Chuck Landon: Herd losing trend a sad reminder of glory days
Everybody is frustrated.
You, me, Aaron Dobson, the Herd Universe, Rakeem Cato, the pizza delivery guy ... everybody.
Not just because Marshall has a disappointing 2-4 record, either.
Sure, that factors into it. Particularly in light of expectations the Herd might not lose four games all season.
Remember Doc Holliday's classic quote at Conference USA's media day in July?
"Lots of people say we're going 8-4," said Marshall's third-year head coach. "I say which four are we going to lose?"
Well, as it turns out the answer is WVU, Ohio, Purdue, Tulsa and counting.
But, therein, lies the greater frustration.
Two of those four losses were in the once intimidating confines of Joan C. Edwards Stadium. That's the source of the real frustration. And that's because there was a time not so long ago that the Herd very seldom lost a home game.
Look it up.
During Edwards Stadium's first 14 years of existence, Marshall teams coached by Jim Donnan, and, then Bobby Pruett lost five games in "The Joan."
That's all, five.
From 1991 through 2004, Marshall posted a 101-5 record at home. That's a winning percentage of .953, and for years Edwards Stadium was the winningest venue in major college football.
But not anymore.
And that's what is so gallingly frustrating.
Now, the Edwards Stadium record stands at 127-22 (.827) with 17 of those 22 defeats occurring in the last eight seasons.
The decline began when Pruett retired and Mark Snyder was hired as head coach. From 2005 through 2009, Snyder compiled a pedestrian 17-12 record (.586) at home.

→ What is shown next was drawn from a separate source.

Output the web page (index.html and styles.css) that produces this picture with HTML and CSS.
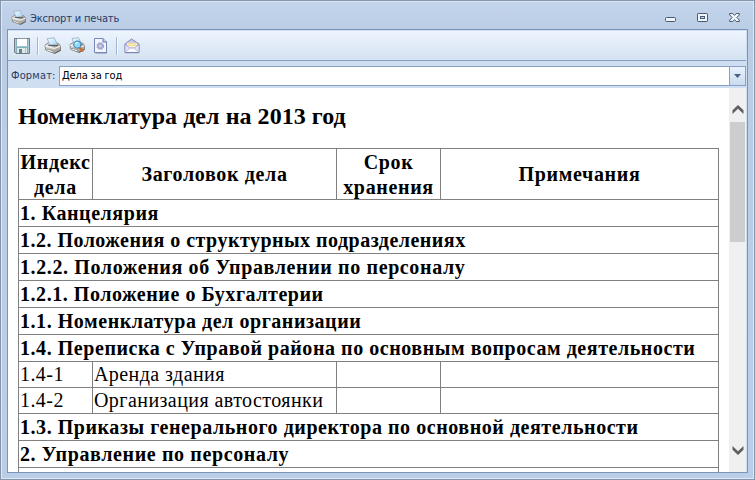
FILE: index.html
```
<!DOCTYPE html>
<html lang="ru">
<head>
<meta charset="utf-8">
<title>Экспорт и печать</title>
<link rel="stylesheet" href="styles.css">
</head>
<body>
<svg width="0" height="0" class="defs">
  <defs>
    <linearGradient id="paper" x1="0" y1="0" x2="1" y2="1"><stop offset="0" stop-color="#f4fbff"/><stop offset="1" stop-color="#a2d6f3"/></linearGradient>
    <linearGradient id="metal" x1="0" y1="0" x2="1" y2="1"><stop offset="0" stop-color="#ecece8"/><stop offset="1" stop-color="#90908d"/></linearGradient>
    <symbol id="printer" viewBox="0 0 16 16">
      <path d="M1 7.5 L4 5.5 L13.5 6 L15.5 8.5 V12.5 L10 15.5 L1.5 12 Z" fill="url(#metal)" stroke="#777775" stroke-width=".8"/>
      <path d="M3 1.5 L9.5 .7 L12.5 6.5 L5.5 8 Z" fill="url(#paper)" stroke="#8fa9bb" stroke-width=".7"/>
      <path d="M1 8.2 L9.6 10.8 L15.3 8.8" fill="none" stroke="#f8f8f6"/>
      <path d="M4 7.8 L11.5 8.4 L13.2 7.5" fill="none" stroke="#54585b" stroke-width="1.1"/>
      <path d="M3 11.2 L9 13.3 L7.6 14.6 L2.2 12.6 Z" fill="#fff" stroke="#77716a" stroke-width=".6"/>
      <path d="M10 15.4 L15.6 12.4" stroke="#656565"/>
    </symbol>
  </defs>
</svg>
<div class="window">
  <header class="titlebar">
    <svg class="app-icon" width="15" height="15"><use href="#printer"/></svg>
    <span class="title">Экспорт и печать</span>
    <div class="controls">
      <svg width="12" height="12" viewBox="0 0 12 12"><rect x=".5" y="5.5" width="10" height="4" rx="1" fill="#eef4fb" stroke="#4b5870"/></svg>
      <svg width="12" height="12" viewBox="0 0 12 12"><rect x=".5" y="1.5" width="10" height="8" rx=".7" fill="#eef4fb" stroke="#4b5870"/><rect x="3.5" y="4.5" width="4" height="2" fill="#c8d7ea" stroke="#4b5870"/></svg>
      <svg width="12" height="12" viewBox="0 0 12 12"><path d="M.7 1.5H3.8L5.5 3.4L7.2 1.5H10.3V3L7.8 5.5L10.3 8V9.5H7.2L5.5 7.6L3.8 9.5H.7V8L3.2 5.5L.7 3Z" fill="#eef4fb" stroke="#4b5870"/></svg>
    </div>
  </header>
  <main class="client">
    <div class="toolbar">
      <svg class="save" width="16" height="16" viewBox="0 0 16 16"><path d="M.5 .5H15.5V15.5H2L.5 14Z" fill="#86aebd" stroke="#717d84"/><rect x="3" y="1" width="10" height="7" fill="#fff"/><path d="M3 .5H13" stroke="#8e999e"/><path d="M2 8.5H14" stroke="#9fc3d0"/><rect x="3" y="10" width="10" height="5" fill="#dfe7e9"/><rect x="5" y="11" width="3" height="4" fill="#5f8796"/><path d="M11.5 10V15" stroke="#b2c3ca"/><path d="M1.5 1V14M14.5 1V15" stroke="#a9ccd7"/></svg>
      <i class="sep"></i>
      <svg class="print" width="17" height="17"><use href="#printer"/></svg>
      <svg class="preview" width="17" height="17" viewBox="0 0 17 17"><use href="#printer" width="16" height="16"/><path d="M10.5 10.5L14 14.5" stroke="#ce6c2b" stroke-width="2.6"/><circle cx="8.3" cy="7.6" r="3.5" fill="#91dcfa" stroke="#4e91b9" stroke-width="1.1"/><path d="M6.3 7.2Q7 5.3 9 5.5" stroke="#fff" fill="none"/></svg>
      <svg class="page" width="14" height="16" viewBox="0 0 14 16"><path d="M1.5 1.5H9.5L13 5V15.5H1.5Z" fill="#8188a0"/><path d="M.5 .5H9L12.5 4V14.5H.5Z" fill="#f0f5ff" stroke="#7688b5"/><path d="M9 .5V4H12.5" fill="#c5d1ec" stroke="#6177aa"/><circle cx="6.3" cy="8" r="3" fill="#b4b4da" stroke="#a0a2cb" stroke-width="1.6" stroke-dasharray="1.8 .55"/><circle cx="6.3" cy="8" r="1.1" fill="#d6d8f0"/></svg>
      <i class="sep second"></i>
      <svg class="mail" width="16" height="16" viewBox="0 0 16 16"><path d="M1 6L7.5 1L15 6V14.5H1Z" fill="#c7c8f1" stroke="#8587b5"/><path d="M3 5.2H13V10H3Z" fill="#fffef0"/><path d="M3.5 5.5H12.5M3 7.5H13" stroke="#efdc94" stroke-width="1.3"/><path d="M1 6.4L5.8 10H10.2L15 6.4V14.5H1Z" fill="#e4e4fc" stroke="#9193c0" stroke-width=".7"/><path d="M1.5 14L5.8 10H10.2L14.5 14" fill="#f8f8ff" stroke="#a4a6cc" stroke-width=".8"/><path d="M1 14.7H15" stroke="#777ba4"/></svg>
    </div>
    <div class="format">
      <label class="format-label">Формат:</label>
      <div class="combo"><span class="value">Дела за год</span><div class="drop"><svg width="7" height="4" viewBox="0 0 7 4"><path d="M0 0H7L3.5 4Z" fill="#4c5f86"/></svg></div></div>
    </div>
    <div class="viewer">
      <article class="document">
        <h1>Номенклатура дел на 2013 год</h1>
        <table>
          <colgroup><col class="c1"><col class="c2"><col class="c3"><col class="c4"></colgroup>
          <tr class="head"><th>Индекс<br>дела</th><th>Заголовок дела</th><th>Срок<br>хранения</th><th>Примечания</th></tr>
          <tr class="group"><td colspan="4">1. Канцелярия</td></tr>
          <tr class="group tight"><td colspan="4">1.2. Положения о структурных подразделениях</td></tr>
          <tr class="group loose"><td colspan="4">1.2.2. Положения об Управлении по персоналу</td></tr>
          <tr class="group"><td colspan="4">1.2.1. Положение о Бухгалтерии</td></tr>
          <tr class="group"><td colspan="4">1.1. Номенклатура дел организации</td></tr>
          <tr class="group"><td colspan="4">1.4. Переписка с Управой района по основным вопросам деятельности</td></tr>
          <tr class="item"><td>1.4-1</td><td>Аренда здания</td><td></td><td></td></tr>
          <tr class="item"><td>1.4-2</td><td>Организация автостоянки</td><td></td><td></td></tr>
          <tr class="group"><td colspan="4">1.3. Приказы генерального директора по основной деятельности</td></tr>
          <tr class="group loose"><td colspan="4">2. Управление по персоналу</td></tr>
          <tr class="group"><td colspan="4"></td></tr>
        </table>
      </article>
      <div class="scrollbar">
        <svg class="up" width="12" height="10" viewBox="0 0 12 10"><path d="M.5 5.2L6 0L11.5 5.2V9L6 3.8L.5 9Z" fill="#606060"/></svg>
        <div class="thumb"></div>
        <svg class="down" width="12" height="10" viewBox="0 0 12 10"><path d="M.5 0L6 5.2L11.5 0V3.8L6 9L.5 3.8Z" fill="#606060"/></svg>
      </div>
    </div>
  </main>
</div>
</body>
</html>
```
FILE: styles.css
```
* { box-sizing: border-box; }
body { margin: 0; overflow: hidden; font-family: "DejaVu Sans Condensed", "DejaVu Sans", sans-serif; font-size: 11px; }
svg { display: block; flex: none; }
.defs { position: absolute; }
.window { width: 755px; height: 480px; border: 1px solid #8795aa; box-shadow: inset 0 0 0 1px #dce8f6; padding: 0 6px 7px; background: linear-gradient(#c3d4eb, #bacde5 30px, #bbcee7); }
.titlebar { height: 28px; display: flex; align-items: center; padding: 6px 7px 0 4px; color: #263c68; }
.app-icon { margin: -2px 4px 0 0; }
.title { flex: 1; white-space: nowrap; letter-spacing: -.16px; }
.controls { display: flex; gap: 20px; }
.client { height: 444px; border: 1px solid #7895b8; background: #cfdef0; padding-top: 1px; display: flex; flex-direction: column; }
.toolbar { height: 30px; flex: none; margin-right: 1px; border-bottom: 1px solid #879fc2; background: linear-gradient(#edf4fe, #d4e2f1); display: flex; align-items: center; padding-left: 6px; }
.sep { width: 2px; height: 18px; margin: 0 6px 0 7px; background: linear-gradient(90deg, #9eb4d1 50%, #f8fbff 50%); }
.print { margin-left: -1px; }
.preview { margin-left: 8px; }
.page { margin-left: 8px; }
.second { margin-left: 8px; margin-right: 6px; }
.format { height: 27px; flex: none; display: flex; align-items: center; padding: 2px 1px 0 3px; color: #263c68; }
.format-label { width: 48px; letter-spacing: .15px; }
.combo { height: 20px; flex: 1; display: flex; background: #fff; border: 1px solid #87a0c3; color: #000; }
.value { flex: 1; line-height: 18px; padding-left: 2px; letter-spacing: -.16px; }
.drop { width: 16px; border-left: 1px solid #87a0c3; background: linear-gradient(#e9f2fd, #c9dbee); display: grid; place-items: center; }
.viewer { flex: 1; min-height: 0; display: flex; background: #fff; margin-right: 1px; overflow: hidden; }
.document { flex: 1; overflow: hidden; padding: 0 0 0 10px; font-family: "Liberation Serif", serif; color: #000; }
h1 { margin: 14px 0 17px; font-size: 24px; line-height: 29px; white-space: nowrap; letter-spacing: .05px; }
table { width: 701px; table-layout: fixed; border-collapse: collapse; font-size: 20px; }
.c1 { width: 74px; } .c2 { width: 244px; } .c3 { width: 104px; } .c4 { width: 278px; }
th, td { border: 1px solid #808080; padding: 0 1px; line-height: 25px; white-space: nowrap; }
th { letter-spacing: .65px; line-height: 24.5px; padding: 1px 0 0; }
.head { height: 51px; }
.group { height: 27px; font-weight: bold; letter-spacing: .55px; }
.tight { letter-spacing: .48px; }
.loose { letter-spacing: .62px; }
.item { height: 26px; letter-spacing: .43px; }
.scrollbar { width: 17px; background: #f0f0f0; display: flex; flex-direction: column; align-items: center; padding: 17px 0 16px; }
.thumb { width: 15px; height: 120px; margin-top: 7px; background: #cdcdcd; }
.down { margin-top: auto; }
```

Since Holliday was hired in 2010, the record has improved to 9-5 (.643). But, now, Marshall is saddled with a 1-2 home record in 2012, including a two-game home losing streak after dropping very winnable games to Ohio and Tulsa.

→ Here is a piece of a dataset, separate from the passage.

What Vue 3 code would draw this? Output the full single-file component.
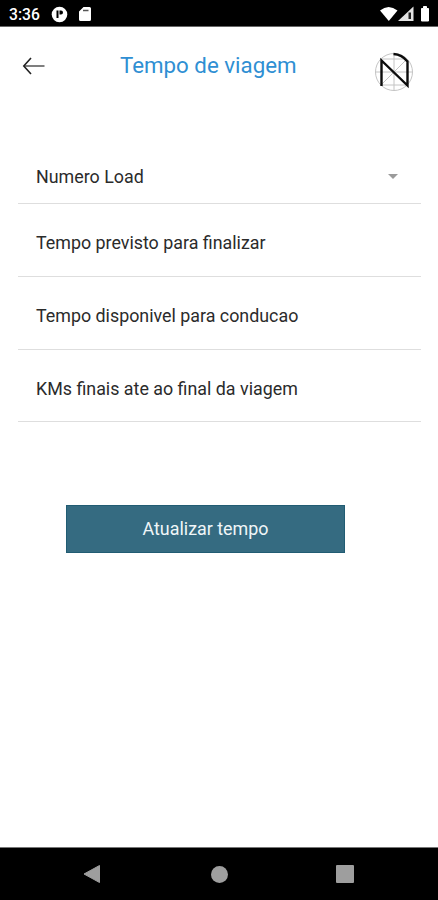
<template>
  <div class="screen">
    <div class="status-bar">
      <span class="clock">3:36</span>
      <svg class="status-app" width="17" height="17" viewBox="0 0 17 17">
        <circle cx="8.5" cy="8.5" r="7.800" fill="#fff" />
        <path d="M5.500 4.500h2v7.500h-2zM8.500 4.500h1.500a2 2 0 0 1 0 4H8.500z" fill="#000" />
      </svg>
      <svg class="status-card" width="12" height="14" viewBox="0 0 12 14">
        <path d="M4.500 0h6A1.500 1.500 0 0 1 12 1.500v11a1.500 1.500 0 0 1-1.500 1.500h-9A1.500 1.500 0 0 1 0 12.500V4.500z" fill="#fff" />
        <path d="M4 3.500h5.500" stroke="#555" stroke-width="1.500" />
      </svg>
      <svg class="status-signal" width="53" height="18" viewBox="0 0 53 18">
        <path d="M2 5.500Q10.500-1.500 19.500 5.500L10.800 16z" fill="#fff" />
        <path d="M35.500 1.500v14.500H20z" fill="#e4e4e4" />
        <path d="M30.500 7.500h2.500v6.500h-2.500z" fill="#222" />
        <path d="M43.500 3.500h2V1.500h3v2h2v12.500h-7z" fill="#fff" stroke="#fff" stroke-linejoin="round" />
      </svg>
    </div>

    <div class="header">
      <svg class="back" width="24" height="20" viewBox="0 0 24 20">
        <path d="M22.500 10H2" fill="none" stroke="#555" stroke-width="1.500" />
        <path d="M9 2L1.800 10l7.200 8" fill="none" stroke="#222" stroke-width="1.600" />
      </svg>
      <h1>Tempo de viagem</h1>
      <svg class="logo" width="40" height="40" viewBox="0 0 40 40">
        <g fill="none" stroke="#c4c4c4" stroke-width="1">
          <circle cx="20" cy="20" r="18.500" />
          <path d="M20 1.500v37M1.500 20h37M7 33L33 7M7 7h26M7 33h26" />
        </g>
        <path d="M7.500 34V8.500L33.500 33.500V9.500Q28 2.500 19.500 2" fill="none" stroke="#0c0c0c" stroke-width="2.400" />
      </svg>
    </div>

    <div class="form">
      <div v-for="field in fields" :key="field.label" class="field">
        <span>{{ field.label }}</span>
        <i v-if="field.select" class="caret"></i>
      </div>
    </div>

    <button class="update">Atualizar tempo</button>

    <div class="nav-bar">
      <svg width="18" height="20" viewBox="0 0 18 20">
        <path d="M16.500 1.500v17L1 10z" fill="#9e9e9e" stroke="#9e9e9e" stroke-linejoin="round" />
      </svg>
      <span class="home"></span>
      <span class="recent"></span>
    </div>
  </div>
</template>

<script setup>
const fields = [
  { label: "Numero Load", select: true },
  { label: "Tempo previsto para finalizar" },
  { label: "Tempo disponivel para conducao" },
  { label: "KMs finais ate ao final da viagem" },
];
</script>

<style>
body {
  margin: 0;
}
</style>

<style scoped>
.screen {
  display: flex;
  flex-direction: column;
  width: 438px;
  height: 900px;
  background-color: #fff;
  font-family: Roboto, "Liberation Sans", sans-serif;
  overflow: hidden;
}

.status-bar {
  display: flex;
  align-items: center;
  box-sizing: border-box;
  height: 27px;
  padding: 2px 7px 0 9px;
  background-color: #000;
  border-bottom: 1px solid #666;
}

.clock {
  width: 42px;
  color: #fff;
  font-size: 15.700px;
  font-weight: 500;
}

.status-card {
  margin-left: 11px;
}

.status-signal {
  margin-left: auto;
}

.header {
  display: flex;
  align-items: flex-start;
  box-sizing: border-box;
  height: 129px;
  padding: 25px 24px 0 22px;
}

.back {
  margin-top: 4px;
}

h1 {
  flex: 1;
  margin: 0 0 0 74px;
  color: #2f8fd3;
  font-size: 22.300px;
  font-weight: 400;
  line-height: 27px;
  white-space: nowrap;
}

.form {
  margin: 0 17px 0 18px;
}

.field {
  display: flex;
  align-items: center;
  justify-content: space-between;
  box-sizing: border-box;
  height: 73px;
  padding: 4px 23px 0 18px;
  border-bottom: 1px solid #dedede;
  color: #2b2b2b;
  font-size: 17.850px;
}

.field:first-child {
  height: 48px;
  padding: 0 23px 6px 18px;
}

.field:last-child {
  height: 72px;
  padding-top: 6px;
}

.caret {
  border: 5px solid transparent;
  border-top-color: #9b9b9b;
  border-bottom: 0;
}

.update {
  width: 279px;
  height: 48px;
  margin: 83px 0 0 66px;
  padding: 0 0 2px;
  border: 1px solid #215c73;
  background-color: #356b81;
  color: #f0f6f8;
  font-family: inherit;
  font-size: 17.900px;
}

.nav-bar {
  display: flex;
  align-items: center;
  box-sizing: border-box;
  height: 53px;
  margin-top: auto;
  padding: 0 84px 0 83px;
  justify-content: space-between;
  background-color: #000;
  border-top: 1px solid #777;
}

.home {
  width: 17px;
  height: 17px;
  margin-left: 1px;
  border-radius: 50%;
  background-color: #9e9e9e;
}

.recent {
  width: 18px;
  height: 18px;
  border-radius: 1px;
  background-color: #9e9e9e;
}
</style>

With a visit from UCF still looming ahead on Oct. 27, there's a disconcerting chance that this edition of the Herd could tie the Edwards Stadium record for consecutive losses with three.
The only time that has happened was when the Snyder-coached Herd lost to WVU, New Hampshire and Southern Miss in the first three home games of the 2007 season.

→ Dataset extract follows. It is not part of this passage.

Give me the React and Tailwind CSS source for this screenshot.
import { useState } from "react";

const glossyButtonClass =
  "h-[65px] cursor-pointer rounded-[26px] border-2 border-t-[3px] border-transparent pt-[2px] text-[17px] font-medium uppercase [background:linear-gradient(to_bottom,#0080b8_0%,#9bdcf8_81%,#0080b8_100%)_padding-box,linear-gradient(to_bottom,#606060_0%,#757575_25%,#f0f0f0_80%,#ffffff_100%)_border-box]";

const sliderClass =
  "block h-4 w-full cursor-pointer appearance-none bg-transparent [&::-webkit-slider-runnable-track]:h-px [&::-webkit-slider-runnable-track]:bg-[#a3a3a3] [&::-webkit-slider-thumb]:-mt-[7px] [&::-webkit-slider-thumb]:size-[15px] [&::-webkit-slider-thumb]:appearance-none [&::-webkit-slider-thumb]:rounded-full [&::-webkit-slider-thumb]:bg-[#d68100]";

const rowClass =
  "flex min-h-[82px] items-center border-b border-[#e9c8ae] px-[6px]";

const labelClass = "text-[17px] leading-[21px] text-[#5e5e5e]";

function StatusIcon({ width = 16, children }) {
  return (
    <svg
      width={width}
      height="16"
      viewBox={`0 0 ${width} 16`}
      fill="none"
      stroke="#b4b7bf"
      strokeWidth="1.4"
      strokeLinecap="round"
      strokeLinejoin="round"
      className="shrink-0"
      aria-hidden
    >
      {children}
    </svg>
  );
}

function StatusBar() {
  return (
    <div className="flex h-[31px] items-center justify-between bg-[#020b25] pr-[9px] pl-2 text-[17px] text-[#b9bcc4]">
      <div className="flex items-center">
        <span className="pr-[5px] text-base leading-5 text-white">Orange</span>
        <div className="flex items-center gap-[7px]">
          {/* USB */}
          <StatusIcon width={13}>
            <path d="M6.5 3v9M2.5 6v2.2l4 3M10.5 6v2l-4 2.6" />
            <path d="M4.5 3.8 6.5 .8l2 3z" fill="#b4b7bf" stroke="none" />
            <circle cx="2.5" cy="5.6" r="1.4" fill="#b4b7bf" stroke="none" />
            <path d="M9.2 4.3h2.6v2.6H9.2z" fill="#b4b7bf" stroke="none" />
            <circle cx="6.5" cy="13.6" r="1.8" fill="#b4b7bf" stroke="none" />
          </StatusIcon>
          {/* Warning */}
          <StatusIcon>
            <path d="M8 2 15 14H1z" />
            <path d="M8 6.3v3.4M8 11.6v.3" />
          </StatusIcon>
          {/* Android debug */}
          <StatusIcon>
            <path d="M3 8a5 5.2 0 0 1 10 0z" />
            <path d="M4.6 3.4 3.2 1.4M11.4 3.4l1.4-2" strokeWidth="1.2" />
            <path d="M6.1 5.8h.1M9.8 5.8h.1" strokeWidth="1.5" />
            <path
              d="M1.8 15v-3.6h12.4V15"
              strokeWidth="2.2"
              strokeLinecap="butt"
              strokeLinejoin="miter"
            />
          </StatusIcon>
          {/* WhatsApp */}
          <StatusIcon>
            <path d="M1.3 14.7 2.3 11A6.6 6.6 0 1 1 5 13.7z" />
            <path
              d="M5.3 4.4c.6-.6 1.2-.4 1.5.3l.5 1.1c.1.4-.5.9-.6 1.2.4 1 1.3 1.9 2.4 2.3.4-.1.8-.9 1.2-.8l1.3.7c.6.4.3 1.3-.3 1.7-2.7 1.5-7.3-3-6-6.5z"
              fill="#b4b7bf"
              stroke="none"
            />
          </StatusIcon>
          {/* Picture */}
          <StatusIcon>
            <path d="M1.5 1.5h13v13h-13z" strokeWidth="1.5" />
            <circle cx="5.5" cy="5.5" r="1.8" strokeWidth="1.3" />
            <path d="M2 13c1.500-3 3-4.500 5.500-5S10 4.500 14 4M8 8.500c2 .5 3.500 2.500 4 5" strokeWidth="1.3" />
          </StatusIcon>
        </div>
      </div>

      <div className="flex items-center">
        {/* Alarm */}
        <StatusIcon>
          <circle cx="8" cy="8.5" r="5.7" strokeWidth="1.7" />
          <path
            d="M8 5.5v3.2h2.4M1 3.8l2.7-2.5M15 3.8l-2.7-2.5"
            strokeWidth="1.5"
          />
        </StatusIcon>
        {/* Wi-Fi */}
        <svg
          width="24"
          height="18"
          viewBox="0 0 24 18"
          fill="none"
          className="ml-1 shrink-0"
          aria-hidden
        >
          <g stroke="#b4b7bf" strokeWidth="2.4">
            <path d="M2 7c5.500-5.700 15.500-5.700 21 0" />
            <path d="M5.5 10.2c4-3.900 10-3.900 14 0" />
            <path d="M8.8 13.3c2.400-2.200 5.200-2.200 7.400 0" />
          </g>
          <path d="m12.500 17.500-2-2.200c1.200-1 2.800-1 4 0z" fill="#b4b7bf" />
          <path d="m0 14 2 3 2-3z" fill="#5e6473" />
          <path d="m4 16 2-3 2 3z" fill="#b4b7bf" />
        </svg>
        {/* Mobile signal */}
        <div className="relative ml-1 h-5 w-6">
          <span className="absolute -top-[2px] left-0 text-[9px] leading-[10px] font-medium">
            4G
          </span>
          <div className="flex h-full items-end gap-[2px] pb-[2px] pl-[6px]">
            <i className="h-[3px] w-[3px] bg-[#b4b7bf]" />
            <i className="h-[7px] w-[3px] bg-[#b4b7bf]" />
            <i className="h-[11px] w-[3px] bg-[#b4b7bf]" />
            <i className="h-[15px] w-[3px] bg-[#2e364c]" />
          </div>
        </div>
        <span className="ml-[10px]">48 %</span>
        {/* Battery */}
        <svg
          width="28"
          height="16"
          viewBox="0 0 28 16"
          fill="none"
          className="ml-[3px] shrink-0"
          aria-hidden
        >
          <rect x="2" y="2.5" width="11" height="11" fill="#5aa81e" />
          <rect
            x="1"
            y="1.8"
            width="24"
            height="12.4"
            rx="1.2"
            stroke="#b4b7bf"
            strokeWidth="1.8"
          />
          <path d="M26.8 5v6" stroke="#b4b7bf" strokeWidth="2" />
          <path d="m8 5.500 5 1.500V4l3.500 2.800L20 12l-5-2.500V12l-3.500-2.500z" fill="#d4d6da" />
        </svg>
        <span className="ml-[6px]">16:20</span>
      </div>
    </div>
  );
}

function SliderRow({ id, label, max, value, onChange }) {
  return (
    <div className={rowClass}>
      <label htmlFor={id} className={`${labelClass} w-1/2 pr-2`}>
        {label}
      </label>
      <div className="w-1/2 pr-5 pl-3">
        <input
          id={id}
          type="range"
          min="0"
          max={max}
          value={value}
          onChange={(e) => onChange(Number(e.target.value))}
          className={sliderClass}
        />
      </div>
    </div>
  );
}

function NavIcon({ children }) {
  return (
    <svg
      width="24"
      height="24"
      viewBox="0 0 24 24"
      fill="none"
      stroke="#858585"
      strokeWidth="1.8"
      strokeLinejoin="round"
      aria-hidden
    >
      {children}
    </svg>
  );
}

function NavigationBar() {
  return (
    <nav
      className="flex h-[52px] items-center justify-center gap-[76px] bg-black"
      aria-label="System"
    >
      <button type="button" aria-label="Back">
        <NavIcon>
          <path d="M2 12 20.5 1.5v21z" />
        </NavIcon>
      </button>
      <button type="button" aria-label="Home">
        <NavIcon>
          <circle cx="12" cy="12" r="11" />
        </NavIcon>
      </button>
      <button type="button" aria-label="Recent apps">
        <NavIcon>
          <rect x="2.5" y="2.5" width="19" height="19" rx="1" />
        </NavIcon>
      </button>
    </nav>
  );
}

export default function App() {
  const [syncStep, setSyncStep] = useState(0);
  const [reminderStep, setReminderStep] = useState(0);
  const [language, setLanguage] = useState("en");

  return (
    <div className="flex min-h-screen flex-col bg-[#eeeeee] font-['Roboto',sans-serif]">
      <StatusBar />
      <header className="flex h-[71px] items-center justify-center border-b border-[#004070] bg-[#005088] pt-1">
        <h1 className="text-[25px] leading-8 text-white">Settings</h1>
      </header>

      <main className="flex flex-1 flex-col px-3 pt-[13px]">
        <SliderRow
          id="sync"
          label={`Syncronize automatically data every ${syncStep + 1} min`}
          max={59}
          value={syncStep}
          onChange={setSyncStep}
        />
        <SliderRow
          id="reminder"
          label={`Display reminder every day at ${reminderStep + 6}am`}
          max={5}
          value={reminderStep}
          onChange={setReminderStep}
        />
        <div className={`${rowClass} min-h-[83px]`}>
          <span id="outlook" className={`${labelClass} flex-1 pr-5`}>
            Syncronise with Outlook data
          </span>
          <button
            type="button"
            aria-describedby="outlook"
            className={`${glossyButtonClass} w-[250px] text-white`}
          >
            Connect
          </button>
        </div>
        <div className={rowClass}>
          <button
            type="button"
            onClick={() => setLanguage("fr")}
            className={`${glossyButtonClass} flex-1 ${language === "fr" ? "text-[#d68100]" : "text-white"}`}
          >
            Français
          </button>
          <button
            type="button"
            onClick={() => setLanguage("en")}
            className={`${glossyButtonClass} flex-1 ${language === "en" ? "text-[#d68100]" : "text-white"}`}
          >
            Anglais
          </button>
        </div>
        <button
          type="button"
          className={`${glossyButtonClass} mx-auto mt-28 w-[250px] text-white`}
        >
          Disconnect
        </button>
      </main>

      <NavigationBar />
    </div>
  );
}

And, now, Marshall has a very disturbing chance of duplicating that dubious distinction.
That shows just how far the dominance of Edwards Stadium has diminished.
Why, the grand lady herself, the late Joan C. Edwards, was more intimidating.
That's why everybody is justified in feeling frustrated.
This simply isn't supposed to happen. Not in Edwards Stadium. Not in "The Joan." That's where the hopes of opponents are supposed to come to die.
But somehow, some way it has gotten reversed.
The only silver lining is Marshall's players share the fans' angst.
"I don't like losing period," said Dobson, Marshall's star senior wide receiver. "But losing at home with Marshall's tradition of not losing at 'The Joan,' we've got to fix that."
Otherwise, the frustration will start showing at the turnstiles.
"We have to win not only for ourselves, but for the people out there," Cato pointed out. "They don't have to come to our games. Sooner or later, we have to win.
"We have to win for those people or they aren't going to come to our games."
Cato's comment was as eloquent as it was accurate.
There are only two stadiums in major college football named exclusively for women. The other is South Carolina's Williams-Brice Stadium.
The Gamecocks are defending "The Martha."
The Herd needs to do the same for "The Joan."